We did however, find a surprisingly high number of passwords following the patterns of either (d=digit): ddEHARMdd, ddddEHARM, or EHARMdddd. We tested to see if this pattern was used by eHarmony as password reset defaults, but this does not appear to be the case. There is still a possibility that eHarmony may be resetting passwords as part of a lockout functionality, but we have no way of testing this. What we did discover during these tests was yet another eHarmony password policy failure. During our tests, we reset the password for an eHarmony account several times. Each time, we found that the passwords were reset to a five-character password using only letters and digits. While the password appears to be using uppercase and lowercase letters, we know that the hashes use only uppercase. Bruteforcing five characters, under these circumstances, can be done in less than 10 seconds while utilizing at least one GPU.

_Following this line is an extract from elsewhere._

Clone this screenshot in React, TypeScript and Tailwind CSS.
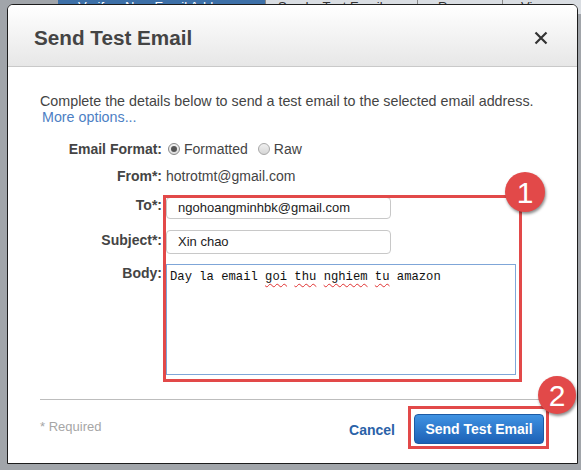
import React from "react";

function Radio({ checked }: { checked: boolean }) {
  return (
    <span
      className={
        "inline-flex h-[12px] w-[12px] items-center justify-center rounded-full border " +
        (checked
          ? "border-[#8a8a8a] bg-gradient-to-b from-[#f4f4f4] to-[#dcdcdc]"
          : "border-[#a8a8a8] bg-gradient-to-b from-[#f0f0f0] to-[#d6d6d6]")
      }
    >
      {checked && <span className="h-[6px] w-[6px] rounded-full bg-[#555]" />}
    </span>
  );
}

function Badge({ n, className }: { n: string; className: string }) {
  return (
    <div
      className={
        "absolute flex items-center justify-center rounded-full bg-[#e24949] text-white shadow-[1px_2px_3px_rgba(0,0,0,0.45)] " +
        className
      }
      style={{ fontFamily: '"Liberation Sans", Arial, sans-serif' }}
    >
      {n}
    </div>
  );
}

const wavy = "underline decoration-wavy decoration-[#e03030] decoration-1 underline-offset-[3px]";

export default function App() {
  return (
    <div
      className="relative h-[470px] w-[581px] overflow-hidden bg-[#a1a5aa]"
      style={{ fontFamily: '"Liberation Sans", Arial, sans-serif' }}
    >
      {/* background page tabs */}
      <div className="flex h-[14px] items-start text-[13px] leading-[14px]">
        <div className="w-[58px]" />
        <div className="h-[14px] w-[207px] bg-[#3d70a8] pl-[20px] text-white">Verify a New Email Address</div>
        <div className="h-[14px] w-[152px] border-l border-[#888] bg-[#d9dde2] pl-[12px] text-[#333]">Send a Test Email</div>
        <div className="h-[14px] w-[85px] border-l border-[#888] bg-[#d9dde2] pl-[20px] text-[#333]">Remove</div>
        <div className="h-[14px] flex-1 border-l border-[#888] bg-[#d9dde2] pl-[18px] text-[#333]">View Details</div>
      </div>

      {/* modal */}
      <div className="absolute left-[7px] top-[4px] h-[460px] w-[571px] rounded-t-[6px] border border-[#1c1c1c] bg-white">
        <div className="flex h-[62px] items-center justify-between rounded-t-[5px] border-b border-[#c9c9c9] bg-gradient-to-b from-[#ffffff] to-[#e7e7e7] pl-[26px] pr-[29px] pt-[5px]">
          <div className="text-[20.7px] font-bold leading-6 text-[#444]">Send Test Email</div>
          <svg width="14" height="14" viewBox="0 0 14 14">
            <path d="M1.5 1.5 L12.5 12.5 M12.5 1.5 L1.5 12.5" stroke="#333" strokeWidth="2.2" />
          </svg>
        </div>

        <div className="pl-[32px] pr-[33px] pt-[26px]">
          <div className="text-[14.3px] leading-4 text-[#444]">
            Complete the details below to send a test email to the selected email address.
            <br />
            <span className="pl-[2px] text-[#4d7fc4]">More options...</span>
          </div>

          <div className="-ml-[32px] mt-[14px] flex flex-col text-[14px] text-[#444]">
            <div className="flex h-[20px] items-center">
              <div className="w-[154px] text-right font-bold">Email Format:</div>
              <div className="ml-[6px] flex items-center">
                <Radio checked />
                <span className="ml-[4px]">Formatted</span>
                <span className="ml-[10px]" />
                <Radio checked={false} />
                <span className="ml-[4px]">Raw</span>
              </div>
            </div>

            <div className="mt-[7px] flex h-[20px] items-center">
              <div className="w-[154px] text-right font-bold">From*:</div>
              <div className="ml-[4px]">hotrotmt@gmail.com</div>
            </div>

            <div className="mt-[11px] flex items-start">
              <div className="w-[154px] text-right font-bold leading-4">To*:</div>
              <div className="ml-[4px] flex h-[22px] w-[225px] items-center rounded-[4px] border border-[#c8c8c8] pl-[11px] text-[13px] text-[#222]">
                ngohoangminhbk@gmail.com
              </div>
            </div>

            <div className="mt-[11px] flex items-start">
              <div className="w-[154px] pt-[2px] text-right font-bold leading-4">Subject*:</div>
              <div className="ml-[4px] flex h-[24px] w-[225px] items-center rounded-[4px] border border-[#c8c8c8] pl-[11px] text-[13px] text-[#222]">
                Xin chao
              </div>
            </div>

            <div className="mt-[10px] flex items-start">
              <div className="w-[154px] pt-[1px] text-right font-bold leading-4">Body:</div>
              <div
                className="ml-[4px] h-[111px] w-[350px] border border-[#7fa6d8] pl-[3px] pt-[4px] text-[12.2px] leading-4 text-[#111]"
                style={{ fontFamily: '"Liberation Mono", "DejaVu Sans Mono", monospace' }}
              >
                Day la email <span className={wavy}>goi</span> <span className={wavy}>thu</span>{" "}
                <span className={wavy}>nghiem</span> <span className={wavy}>tu</span> amazon
              </div>
            </div>
          </div>

          <div className="mt-[24px] h-px bg-[#bdbdbd]" />

          <div className="flex items-start justify-between pt-[14px]">
            <div className="pt-[5px] text-[13px] leading-4 text-[#a6a6a6]">* Required</div>
            <div className="flex items-center">
              <div className="mt-[2px] text-[14px] font-bold text-[#2a62a8]">Cancel</div>
              <div className="ml-[19px] flex h-[30px] w-[130px] items-center justify-center rounded-[4px] border border-[#1c5aa4] bg-gradient-to-b from-[#3f92e2] to-[#1d61b6] text-[14px] font-bold text-white">
                Send Test Email
              </div>
            </div>
          </div>
        </div>

        {/* annotations */}
        <div className="pointer-events-none absolute left-[155px] top-[190px] h-[187px] w-[359px] border-[3px] border-[#e24949]" />
        <Badge n="1" className="left-[497px] top-[167px] h-[40px] w-[40px] text-[30px]" />
        <div className="pointer-events-none absolute left-[400px] top-[401px] h-[43px] w-[141px] border-[3px] border-[#e24949]" />
        <Badge n="2" className="left-[530px] top-[371px] h-[38px] w-[38px] text-[30px]" />
      </div>
    </div>
  );
}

In conclusion, we found numerous irregularities in this password dump. While we saw many patterns we expected, we also saw many more that surprised us. The eHarmony dump is just further proof that organizations need to not only store passwords in stronger, salted formats than was previously acceptable, but also need to enforce stronger case-sensitive password policies. Users, as a whole, still do not understand the need for strong passwords, and will continue to set passwords that meet only the minimum requirements.